December. Christmas month. The kitchen shifts into its annual production mode: candy, cookies, biscuits, the slow accumulation of holiday food that fills the counter and the pantry and the house with the smell of cinnamon and sorghum and the specific warmth of a kitchen working at capacity for someone other than itself.
This year Clay is part of the production. He made sorghum cookies on Saturday — Betty's recipe, which he learned at Evarts in October. His first solo batch. Eighty-eight percent. The cookies spread a little too much (dough was too warm when it went in — he needs to chill it longer) but the flavor was right: warm, spiced, sorghum-dark, December. He made two batches. One for us. One for the Thursday group, because Clay brings food to the veterans' group now — every Thursday, something from the kitchen, a plate of cookies or a loaf of cornbread or a pan of brownies. He feeds the group the way I feed the family: with his hands, his time, his refusal to let people go hungry when he has a kitchen and a recipe and the ability to produce warmth.
I made bourbon balls. The Kentucky Christmas staple. Vanilla wafer crumbs, powdered sugar, cocoa, pecans, corn syrup, bourbon. The bourbon is still the only alcohol in the house, used exclusively for cooking, and the bourbon balls are the annual exception to the everything-else-is-ginger-ale rule. Cooking bourbon is not drinking bourbon. The heat transforms the alcohol into flavor, which is what heat does to everything — transforms it from what it was into what it can be. Bourbon to flavor. Sugar to caramel. Clay to cook. The transformations are all the same. Heat and time and the refusal to stay what you were.
Betty's candy tins arrived via Dale. Brittle, fudge, divinity, coconut bonbons. The annual delivery. The coffee cans wrapped in newspaper and tied with string, unchanged since 1960, the same packaging that Betty has used for sixty years because Betty doesn't innovate on packaging — she innovates on flavor and lets the newspaper do the aesthetic work. I opened the tin and the smell of Betty's kitchen poured out like a genie from a lamp, and for a second I was in Evarts, in December, in the kitchen with the coal stove and the linoleum and the mountain outside the window. The candy is a time machine. The candy has always been a time machine.
When Dale delivered Betty’s coffee can and I pulled out those coconut bonbons — rolled smooth, dusted white, tasting like someone’s December kitchen — I wanted to make something that belonged in a tin alongside them.

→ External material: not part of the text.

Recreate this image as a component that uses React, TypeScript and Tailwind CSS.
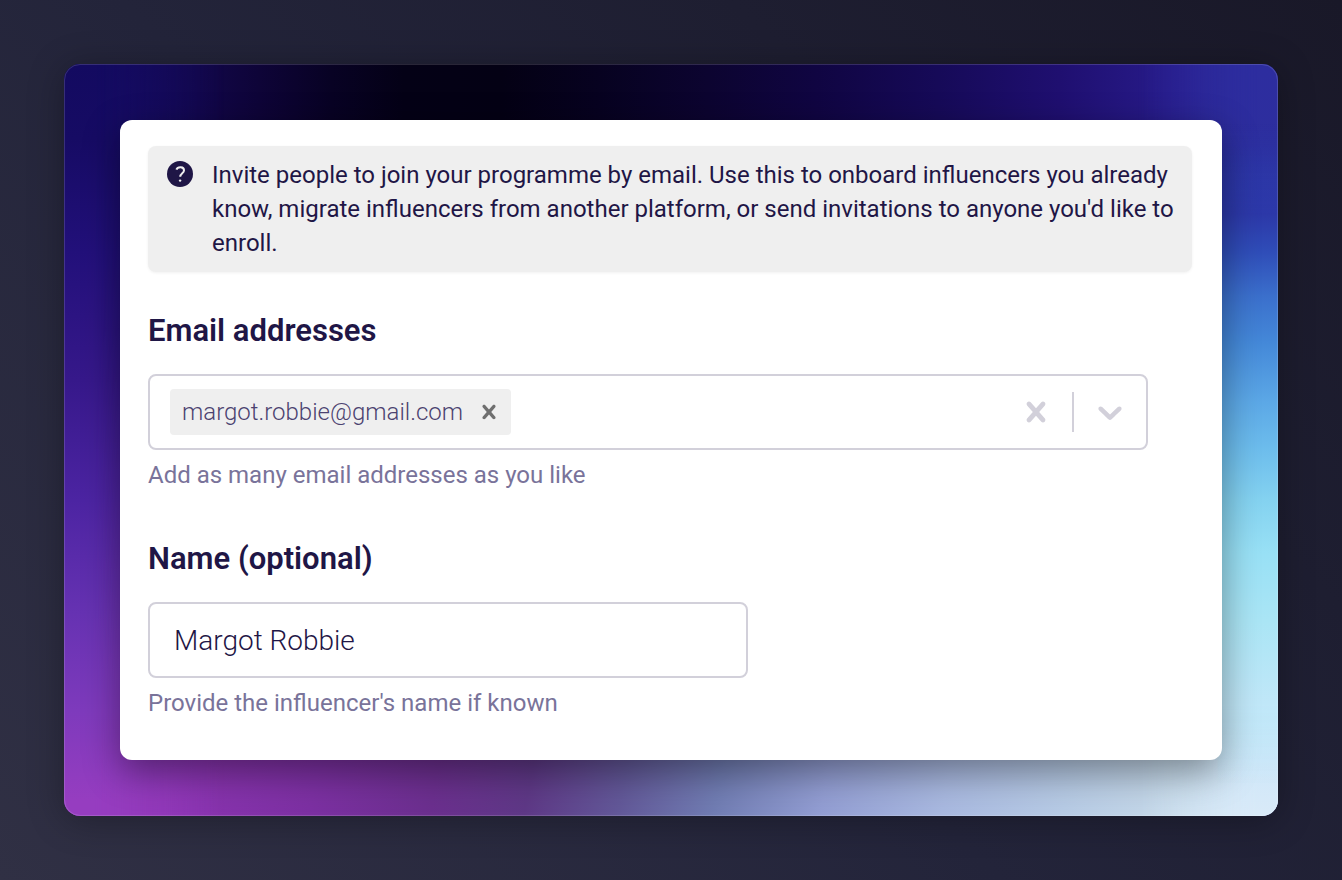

These pineapple coconut snowballs are that kind of candy: the sort you roll out by the dozen, stack in a tin lined with wax paper, and carry to the people you feed. Clay takes cookies to the Thursday group. Betty sends brittle through the mail. The form changes. The impulse doesn’t.
Pineapple Coconut Snowballs
Prep Time: 20 minutes | Cook Time: 0 minutes | Total Time: 1 hour 20 minutes (includes chilling) | Servings: 24 snowballs
Ingredients
- 1 package (8 oz) cream cheese, softened
- 1/2 cup powdered sugar, sifted
- 1 can (8 oz) crushed pineapple, well drained
- 1/2 teaspoon vanilla extract
- 2 cups sweetened shredded coconut, divided
- 1/4 teaspoon salt
Instructions
- Drain the pineapple. Press the crushed pineapple through a fine mesh strainer or squeeze it in a clean kitchen towel until as much liquid as possible is removed. Excess moisture will prevent the balls from holding their shape.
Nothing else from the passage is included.